Construct a point $f\in C[0,1]$ and a closed subspace $V\subset C[0,1]$ such that $f$ does not have a best approximation in $V$.
Definition:
$C[0,1]$ is the set of countinous function with the norm $||f||=\max\limits_{x\in[a,b]}|f(x)|$.
Let $B$ be a normed vector space with norm $||\cdot||$. Set $V\subset B$ and $y_0\in B$. A vector $x_0\in V$ is called the best approximation of $y_0$ in V if
$$||y_0-x_0||=\operatorname{dist}(y_0,V)=\inf_{x\in V}||y_0-x||$$
Best Answer
One can use the following general fact (whose proof is not difficult): if $\Phi$ is any continuous linear functional on $B$ and if $f\in B\setminus \ker(\Phi)$, then $$\Vert\Phi\Vert=\frac{\vert\Phi(f)\vert}{{\rm dist}(f,\ker(\Phi))}\, . $$ It follows that if you start with any linear functional $\Phi$ which does not attain its norm (i.e. there is no $x$ with $\Vert x\Vert=1$ and $\Phi(x)=\Vert\Phi\Vert$), then $V=\ker\Phi$ and any $f$ such that $\Phi(f)\neq 0$ do the job.

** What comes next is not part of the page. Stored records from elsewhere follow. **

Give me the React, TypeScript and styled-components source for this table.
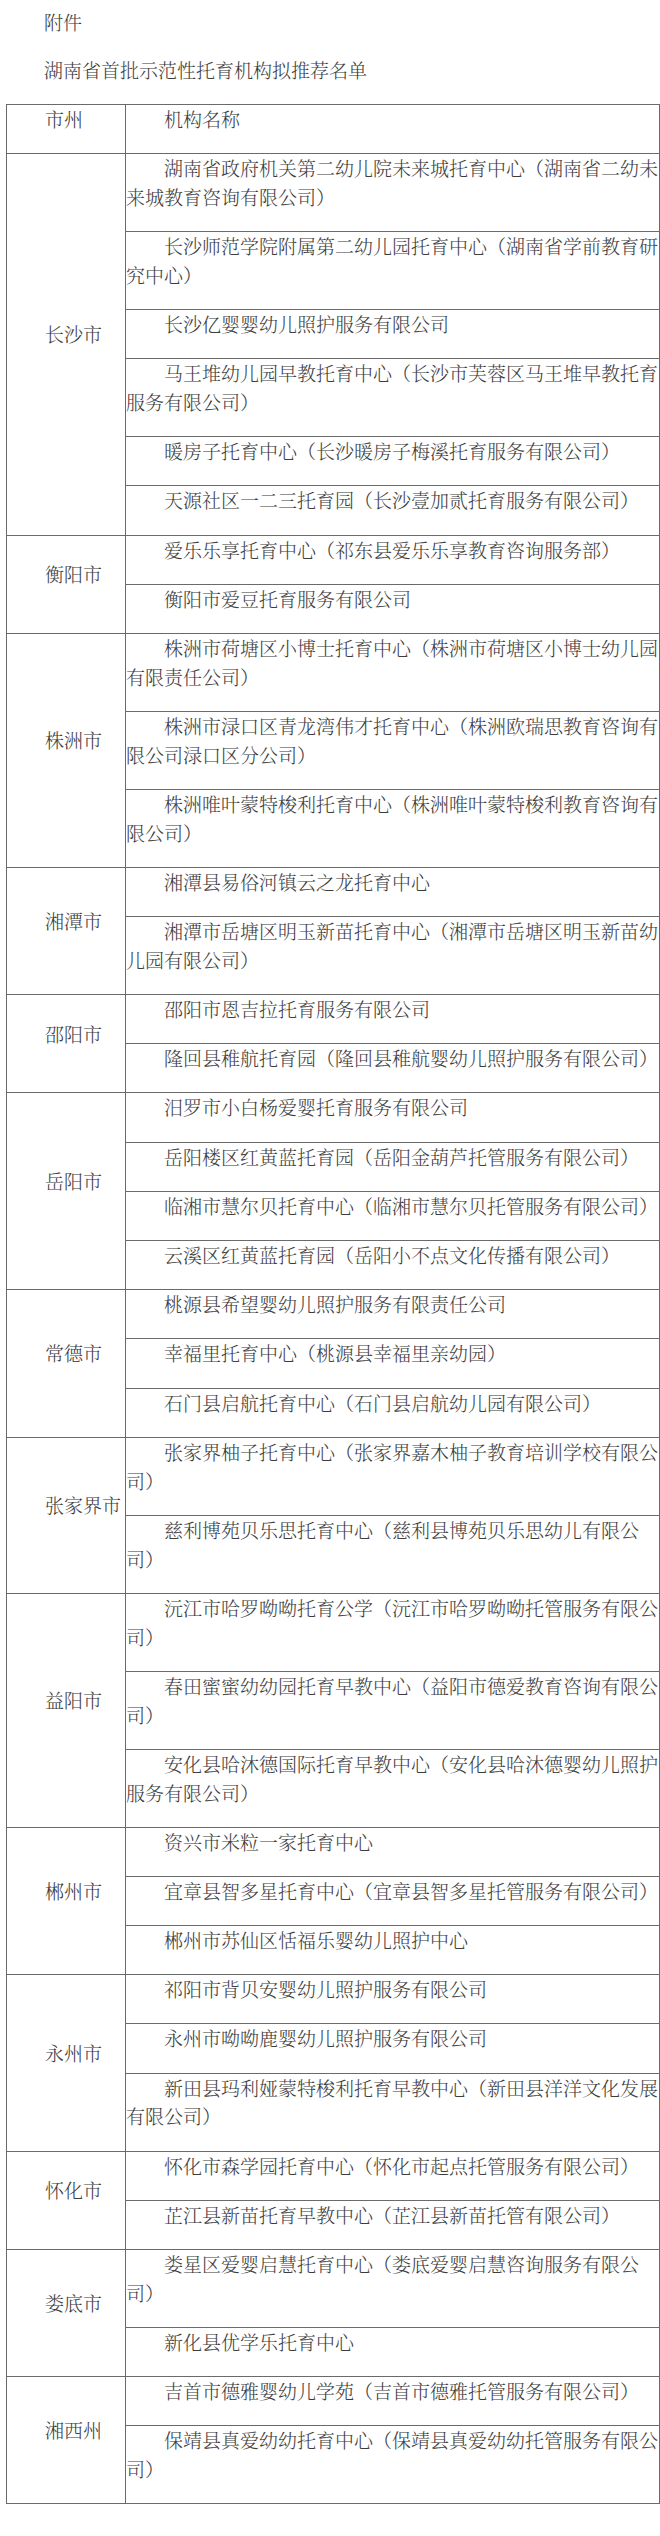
import React from "react";
import styled, { createGlobalStyle } from "styled-components";

type Item = string | { text: string; blankLine: boolean };

interface Group {
  city: string;
  items: Item[];
}

const groups: Group[] = [
  {
    city: "长沙市",
    items: [
      "湖南省政府机关第二幼儿院未来城托育中心（湖南省二幼未来城教育咨询有限公司）",
      "长沙师范学院附属第二幼儿园托育中心（湖南省学前教育研究中心）",
      { text: "长沙亿婴婴幼儿照护服务有限公司", blankLine: true },
      "马王堆幼儿园早教托育中心（长沙市芙蓉区马王堆早教托育服务有限公司）",
      "暖房子托育中心（长沙暖房子梅溪托育服务有限公司）",
      "天源社区一二三托育园（长沙壹加贰托育服务有限公司）",
    ],
  },
  {
    city: "衡阳市",
    items: ["爱乐乐享托育中心（祁东县爱乐乐享教育咨询服务部）", "衡阳市爱豆托育服务有限公司"],
  },
  {
    city: "株洲市",
    items: [
      "株洲市荷塘区小博士托育中心（株洲市荷塘区小博士幼儿园有限责任公司）",
      "株洲市渌口区青龙湾伟才托育中心（株洲欧瑞思教育咨询有限公司渌口区分公司）",
      "株洲唯叶蒙特梭利托育中心（株洲唯叶蒙特梭利教育咨询有限公司）",
    ],
  },
  {
    city: "湘潭市",
    items: ["湘潭县易俗河镇云之龙托育中心", "湘潭市岳塘区明玉新苗托育中心（湘潭市岳塘区明玉新苗幼儿园有限公司）"],
  },
  {
    city: "邵阳市",
    items: ["邵阳市恩吉拉托育服务有限公司", "隆回县稚航托育园（隆回县稚航婴幼儿照护服务有限公司）"],
  },
  {
    city: "岳阳市",
    items: [
      "汨罗市小白杨爱婴托育服务有限公司",
      "岳阳楼区红黄蓝托育园（岳阳金葫芦托管服务有限公司）",
      "临湘市慧尔贝托育中心（临湘市慧尔贝托管服务有限公司）",
      "云溪区红黄蓝托育园（岳阳小不点文化传播有限公司）",
    ],
  },
  {
    city: "常德市",
    items: [
      "桃源县希望婴幼儿照护服务有限责任公司",
      "幸福里托育中心（桃源县幸福里亲幼园）",
      "石门县启航托育中心（石门县启航幼儿园有限公司）",
    ],
  },
  {
    city: "张家界市",
    items: [
      "张家界柚子托育中心（张家界嘉木柚子教育培训学校有限公司）",
      "慈利博苑贝乐思托育中心（慈利县博苑贝乐思幼儿有限公司）",
    ],
  },
  {
    city: "益阳市",
    items: [
      "沅江市哈罗呦呦托育公学（沅江市哈罗呦呦托管服务有限公司）",
      "春田蜜蜜幼幼园托育早教中心（益阳市德爱教育咨询有限公司）",
      "安化县哈沐德国际托育早教中心（安化县哈沐德婴幼儿照护服务有限公司）",
    ],
  },
  {
    city: "郴州市",
    items: [
      "资兴市米粒一家托育中心",
      "宜章县智多星托育中心（宜章县智多星托管服务有限公司）",
      "郴州市苏仙区恬福乐婴幼儿照护中心",
    ],
  },
  {
    city: "永州市",
    items: [
      "祁阳市背贝安婴幼儿照护服务有限公司",
      "永州市呦呦鹿婴幼儿照护服务有限公司",
      "新田县玛利娅蒙特梭利托育早教中心（新田县洋洋文化发展有限公司）",
    ],
  },
  {
    city: "怀化市",
    items: ["怀化市森学园托育中心（怀化市起点托管服务有限公司）", "芷江县新苗托育早教中心（芷江县新苗托管有限公司）"],
  },
  {
    city: "娄底市",
    items: ["娄星区爱婴启慧托育中心（娄底爱婴启慧咨询服务有限公司）", "新化县优学乐托育中心"],
  },
  {
    city: "湘西州",
    items: ["吉首市德雅婴幼儿学苑（吉首市德雅托管服务有限公司）", "保靖县真爱幼幼托育中心（保靖县真爱幼幼托管服务有限公司）"],
  },
];

const GlobalStyle = createGlobalStyle`
  html, body {
    margin: 0;
    padding: 0;
    background: #fff;
  }
  body {
    font-family: "Noto Serif CJK SC", "Noto Sans CJK SC", "Noto Sans", sans-serif;
    color: #3d3d3d;
  }
`;

const Page = styled.div`
  width: 654px;
  padding: 7.5px 0 0 6px;
`;

const Para = styled.p`
  margin: 0 0 19.4px;
  font-size: 19px;
  line-height: 28.8px;
  font-weight: 300;
  text-indent: 2em;
`;

const Table = styled.table`
  width: 654px;
  border-collapse: collapse;
  table-layout: fixed;
`;

const Cell = styled.td<{ $city?: boolean }>`
  padding: 0;
  border: 1px solid #6a6a6a;
  vertical-align: ${(p) => (p.$city ? "middle" : "top")};
`;

export default function App() {
  return (
    <>
      <GlobalStyle />
      <Page>
        <Para>附件</Para>
        <Para>湖南省首批示范性托育机构拟推荐名单</Para>
        <Table>
          <colgroup>
            <col style={{ width: 119 }} />
            <col />
          </colgroup>
          <tbody>
            <tr>
              <Cell>
                <Para>市州</Para>
              </Cell>
              <Cell>
                <Para>机构名称</Para>
              </Cell>
            </tr>
            {groups.map((g) =>
              g.items.map((item, i) => {
                const text = typeof item === "string" ? item : item.text;
                const blank = typeof item !== "string" && item.blankLine;
                return (
                  <tr key={g.city + i}>
                    {i === 0 && (
                      <Cell $city rowSpan={g.items.length}>
                        <Para>{g.city}</Para>
                      </Cell>
                    )}
                    <Cell>
                      <Para>
                        {text}
                        {blank && <br />}
                      </Para>
                    </Cell>
                  </tr>
                );
              })
            )}
          </tbody>
        </Table>
      </Page>
    </>
  );
}
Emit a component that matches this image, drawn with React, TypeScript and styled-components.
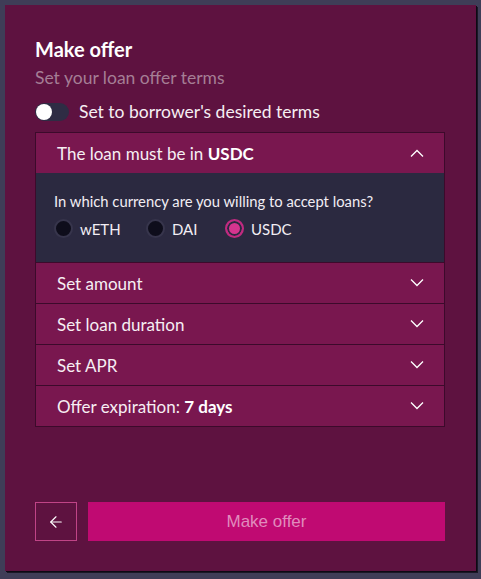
import styled, { createGlobalStyle } from 'styled-components'
import { ArrowLeft } from 'lucide-react'

const GlobalStyle = createGlobalStyle`
  body {
    margin: 0;
    background: #3f3d57;
    font-family: Lato, 'Noto Sans', sans-serif;
  }
`

const Panel = styled.div`
  box-sizing: border-box;
  margin: 5px;
  width: 471px;
  height: 566px;
  background: #5e1240;
  box-shadow: 1px 1px 0 #0c0a14, 2px 2px 0 #1a1726;
  padding: 32px 31px 30px 30px;
  display: flex;
  flex-direction: column;
  color: #f4eef2;
`

const Title = styled.h2`
  margin: 0;
  font-size: 20px;
  line-height: 24px;
  font-weight: 700;
  color: #ffffff;
`

const Subtitle = styled.p`
  margin: 7px 0 0;
  font-size: 17.5px;
  line-height: 20px;
  color: #a57e95;
`

const ToggleRow = styled.label`
  display: flex;
  align-items: center;
  gap: 10px;
  margin-top: 13px;
  font-size: 17.5px;
  line-height: 22px;
  color: #f6eef3;
`

const Switch = styled.span`
  position: relative;
  width: 34px;
  height: 18px;
  border-radius: 9px;
  background: #2e2c44;
  &::after {
    content: '';
    position: absolute;
    left: 1px;
    top: 1px;
    width: 16px;
    height: 16px;
    border-radius: 50%;
    background: #ffffff;
  }
`

const Accordion = styled.div`
  margin-top: 9px;
  border: 1px solid #3c0a2b;
  display: flex;
  flex-direction: column;
`

const Row = styled.div<{ $first?: boolean }>`
  display: flex;
  align-items: center;
  justify-content: space-between;
  height: 40px;
  padding: 0 20px 0 21px;
  background: #79174f;
  border-top: ${(p) => (p.$first ? 'none' : '1px solid #3c0a2b')};
  font-size: 17px;
  color: #f6eef3;
  b {
    font-weight: 700;
    color: #ffffff;
  }
`

const Body = styled.div`
  background: #2b2940;
  padding: 18px 18px 24px;
  display: flex;
  flex-direction: column;
  gap: 8px;
`

const Question = styled.div`
  font-size: 14.8px;
  line-height: 20px;
  color: #f2eef4;
`

const Options = styled.div`
  display: flex;
  align-items: center;
`

const Option = styled.label<{ $width: number }>`
  display: flex;
  align-items: center;
  gap: 7px;
  width: ${(p) => p.$width}px;
  font-size: 15px;
  color: #f2eef4;
`

const Radio = styled.span<{ $checked?: boolean }>`
  box-sizing: border-box;
  width: 19px;
  height: 19px;
  border-radius: 50%;
  background: ${(p) => (p.$checked ? '#d5358f' : '#0e0d1b')};
  border: 2px solid ${(p) => (p.$checked ? '#c02a80' : '#37354c')};
  box-shadow: ${(p) => (p.$checked ? 'inset 0 0 0 2px #2b2940' : 'none')};
`

const Footer = styled.div`
  margin-top: auto;
  display: flex;
  gap: 11px;
`

const BackButton = styled.button`
  box-sizing: border-box;
  width: 42px;
  height: 39px;
  background: transparent;
  border: 1px solid #c04487;
  color: #ffffff;
  display: flex;
  align-items: center;
  justify-content: center;
  padding: 0;
`

const SubmitButton = styled.button`
  flex: 1;
  height: 39px;
  border: none;
  background: #c00a72;
  color: #e08cbd;
  font-family: 'Liberation Sans', Arial, sans-serif;
  font-size: 17px;
`

const Chevron = ({ up }: { up?: boolean }) => (
  <svg width="14" height="8" viewBox="0 0 14 8" fill="none">
    <path
      d={up ? 'M1 7.5 L7 1.5 L13 7.5' : 'M1 0.5 L7 6.5 L13 0.5'}
      stroke="#ffffff"
      strokeWidth="1.3"
    />
  </svg>
)

const rows = [
  { label: 'Set amount' },
  { label: 'Set loan duration' },
  { label: 'Set APR' },
  { label: 'Offer expiration: ', value: '7 days' },
]

const currencies = [
  { name: 'wETH', width: 92 },
  { name: 'DAI', width: 79 },
  { name: 'USDC', width: 80, checked: true },
]

export default function App() {
  return (
    <>
      <GlobalStyle />
      <Panel>
        <Title>Make offer</Title>
        <Subtitle>Set your loan offer terms</Subtitle>
        <ToggleRow>
          <Switch />
          Set to borrower's desired terms
        </ToggleRow>
        <Accordion>
          <Row $first>
            <span>
              The loan must be in <b>USDC</b>
            </span>
            <Chevron up />
          </Row>
          <Body>
            <Question>In which currency are you willing to accept loans?</Question>
            <Options>
              {currencies.map((c) => (
                <Option key={c.name} $width={c.width}>
                  <Radio $checked={c.checked} />
                  {c.name}
                </Option>
              ))}
            </Options>
          </Body>
          {rows.map((r) => (
            <Row key={r.label}>
              <span>
                {r.label}
                {r.value && <b>{r.value}</b>}
              </span>
              <Chevron />
            </Row>
          ))}
        </Accordion>
        <Footer>
          <BackButton>
            <ArrowLeft size={18} strokeWidth={1.5} />
          </BackButton>
          <SubmitButton>Make offer</SubmitButton>
        </Footer>
      </Panel>
    </>
  )
}
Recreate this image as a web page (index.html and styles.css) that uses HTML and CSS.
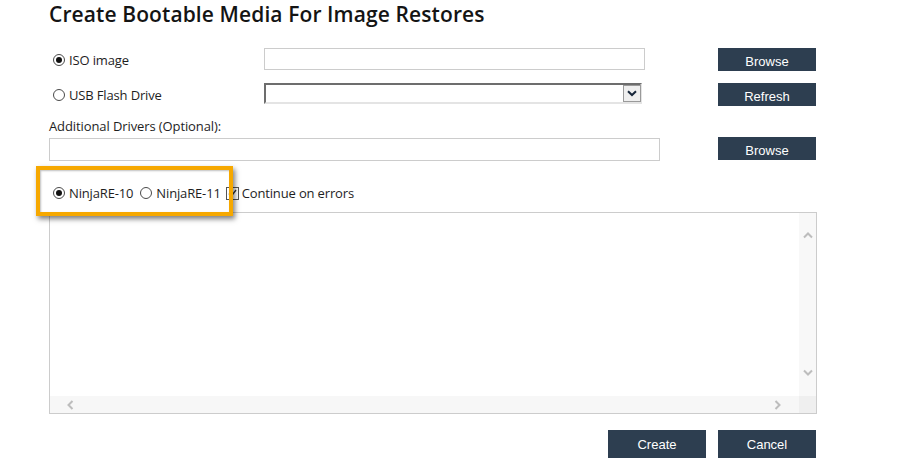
FILE: index.html
```html
<!DOCTYPE html>
<html lang="en">
<head>
<meta charset="utf-8">
<title>Create Bootable Media For Image Restores</title>
<link rel="stylesheet" href="styles.css">
</head>
<body>
<div class="page">
  <h1 class="title">Create Bootable Media For Image Restores</h1>

  <div class="row row-iso">
    <label class="opt col-label"><span class="radio on"></span><span>ISO image</span></label>
    <input class="field field-iso" type="text">
    <button class="btn btn-iso">Browse</button>
  </div>

  <div class="row row-usb">
    <label class="opt col-label"><span class="radio"></span><span>USB Flash Drive</span></label>
    <div class="select">
      <span class="select-btn">
        <svg width="10" height="7" viewBox="0 0 10 7"><path d="M1 1.2 L5 5 L9 1.2" fill="none" stroke="#17263a" stroke-width="2"/></svg>
      </span>
    </div>
    <button class="btn btn-usb">Refresh</button>
  </div>

  <div class="caption">Additional Drivers (Optional):</div>
  <div class="row row-drv">
    <input class="field field-drv" type="text">
    <button class="btn btn-drv">Browse</button>
  </div>

  <div class="options">
    <label class="opt"><span class="radio on"></span><span>NinjaRE-10</span></label>
    <label class="opt opt-second"><span class="radio"></span><span>NinjaRE-11</span></label>
    <label class="opt opt-check"><span class="check">
      <svg width="11" height="11" viewBox="0 0 11 11"><path d="M2 5.5 L4.3 8.2 L9 2" fill="none" stroke="#333" stroke-width="1.4"/></svg>
    </span><span>Continue on errors</span></label>
    <div class="highlight"></div>
  </div>

  <div class="log">
    <div class="log-body"></div>
    <div class="vbar">
      <svg width="10" height="7" viewBox="0 0 10 7"><path d="M1 5.5 L5 1.5 L9 5.5" fill="none" stroke="#bdbdbd" stroke-width="2"/></svg>
      <svg width="10" height="7" viewBox="0 0 10 7"><path d="M1 1.5 L5 5.5 L9 1.5" fill="none" stroke="#bdbdbd" stroke-width="2"/></svg>
    </div>
    <div class="hbar">
      <svg width="7" height="10" viewBox="0 0 7 10"><path d="M5.5 1 L1.5 5 L5.5 9" fill="none" stroke="#bdbdbd" stroke-width="2"/></svg>
      <svg width="7" height="10" viewBox="0 0 7 10"><path d="M1.5 1 L5.5 5 L1.5 9" fill="none" stroke="#bdbdbd" stroke-width="2"/></svg>
    </div>
    <div class="corner"></div>
  </div>

  <div class="actions">
    <button class="btn btn-big">Create</button>
    <button class="btn btn-big">Cancel</button>
  </div>
</div>
</body>
</html>
```

FILE: styles.css
```css
* { box-sizing: border-box; }

html, body {
  margin: 0;
  padding: 0;
  background: #ffffff;
}

body {
  font-family: "Open Sans", "Liberation Sans", sans-serif;
  font-size: 13px;
  color: #222222;
}

.page {
  width: 918px;
  padding-left: 49px;
}

.title {
  margin: 2px 0 0 0;
  height: 24px;
  font-size: 21px;
  line-height: 25px;
  font-weight: 600;
  color: #141414;
  letter-spacing: 0.1px;
}

.row {
  display: flex;
  align-items: flex-start;
}

.row-iso { margin-top: 22px; height: 23px; }
.row-usb { margin-top: 12px; height: 23px; }
.row-drv { margin-top: 2px; height: 24px; }

.opt {
  display: flex;
  align-items: center;
  gap: 4px;
  line-height: 18px;
  color: #1e1e1e;
  white-space: nowrap;
  letter-spacing: -0.15px;
}

.col-label {
  width: 215px;
  height: 23px;
  padding-left: 4px;
}

.radio {
  position: relative;
  display: inline-block;
  width: 12px;
  height: 12px;
  border: 1px solid #4a4a4a;
  border-radius: 50%;
  background: #ffffff;
  flex: none;
}

.radio.on::after {
  content: "";
  position: absolute;
  left: 2px;
  top: 2px;
  width: 6px;
  height: 6px;
  border-radius: 50%;
  background: #111111;
}

.field {
  display: block;
  margin: 0;
  padding: 0;
  border: 1px solid #cccccc;
  background: #ffffff;
  outline: none;
}

.field-iso { width: 381px; height: 22px; }
.field-drv { width: 611px; height: 23px; margin-top: 1px; }

.select {
  position: relative;
  width: 378px;
  height: 21px;
  border-top: 2px solid #6d6d6d;
  border-left: 2px solid #6d6d6d;
  border-bottom: 2px solid #e4e4e4;
  border-right: 2px solid #e4e4e4;
  background: #ffffff;
  display: flex;
  justify-content: flex-end;
  align-items: flex-start;
}

.select-btn {
  width: 18px;
  height: 17px;
  margin-right: -1px;
  background: #efefef;
  border: 1px solid #9a9a9a;
  display: flex;
  align-items: center;
  justify-content: center;
}

.btn {
  display: block;
  margin: 0;
  width: 98px;
  height: 23px;
  padding: 4px 0 0 0;
  border: none;
  border-radius: 0;
  background: #2d3e50;
  color: #ffffff;
  font-family: "Liberation Sans", Arial, sans-serif;
  font-size: 13px;
  line-height: 19px;
  text-align: center;
  cursor: pointer;
}

.btn-iso { margin-left: 73px; }
.btn-usb { margin-left: 76px; }
.btn-drv { margin-left: 58px; }

.caption {
  margin-top: 11px;
  height: 18px;
  line-height: 18px;
  color: #1e1e1e;
  letter-spacing: -0.1px;
}

.options {
  position: relative;
  margin-top: 22px;
  height: 20px;
  padding-left: 4px;
  display: flex;
  align-items: center;
}

.options .opt { height: 20px; }
.opt-second { margin-left: 7px; }
.opt-check { margin-left: 5px; gap: 3px; }

.check {
  display: flex;
  align-items: center;
  justify-content: center;
  width: 13px;
  height: 13px;
  border: 1px solid #555555;
  background: #ffffff;
  flex: none;
}

.highlight {
  position: absolute;
  left: -13px;
  top: -17px;
  width: 197px;
  height: 50px;
  border: 4px solid #f6a800;
  box-shadow: 2px 3px 5px rgba(0, 0, 0, 0.5), inset 1px 1px 2px rgba(0, 0, 0, 0.25);
  pointer-events: none;
}

.log {
  margin-top: 9px;
  width: 768px;
  height: 202px;
  border: 1px solid #cccccc;
  display: grid;
  grid-template-columns: 1fr 17px;
  grid-template-rows: 1fr 17px;
  background: #ffffff;
}

.vbar {
  background: #f8f8f8;
  display: flex;
  flex-direction: column;
  align-items: center;
  justify-content: space-between;
  padding: 19px 0 20px 0;
}

.hbar {
  background: #f7f7f7;
  display: flex;
  align-items: center;
  justify-content: space-between;
  padding: 0 18px 0 17px;
}

.corner { background: #efefef; }

.actions {
  margin-top: 16px;
  width: 767px;
  display: flex;
  justify-content: flex-end;
  gap: 12px;
}

.btn-big {
  height: 28px;
  padding-top: 2px;
  line-height: 26px;
}
```
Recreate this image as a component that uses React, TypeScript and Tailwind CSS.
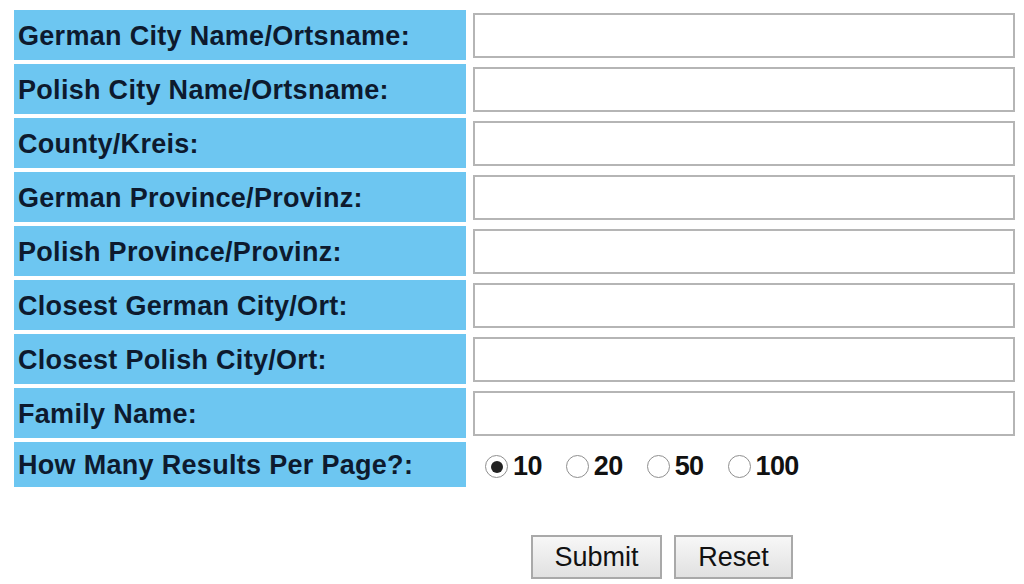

In the special case you are looking at, $V=\mathcal C([0,1])$, consider the linear functional $\Phi$ defined by $$\Phi(x)=\int_0^{1/2} x(t)\, dt-\int_{1/2}^1 x(t)\, dt\, . $$ It is not hard to check that $\Vert\Phi\Vert=1$ and that $\Phi$ does not attain its norm (the idea is that if $x\in\mathcal C([0,1])$ satisfied $\Vert x\Vert=1=\Phi(x)$, then $x$ would have to be equal to $1$ on $(0,1/2)$ and to $-1$ on $(1/2,1)$, so $x$ would not be in the space $\mathcal C([0,1])$.)
In conclusion, you may take $$V=\left\{ x\in\mathcal C([0,1]);\; \int_0^{1/2}x(t)\, dt=\int_{1/2}^1x(t)\, dt \right\}$$ and, for example, $f(t)=t$.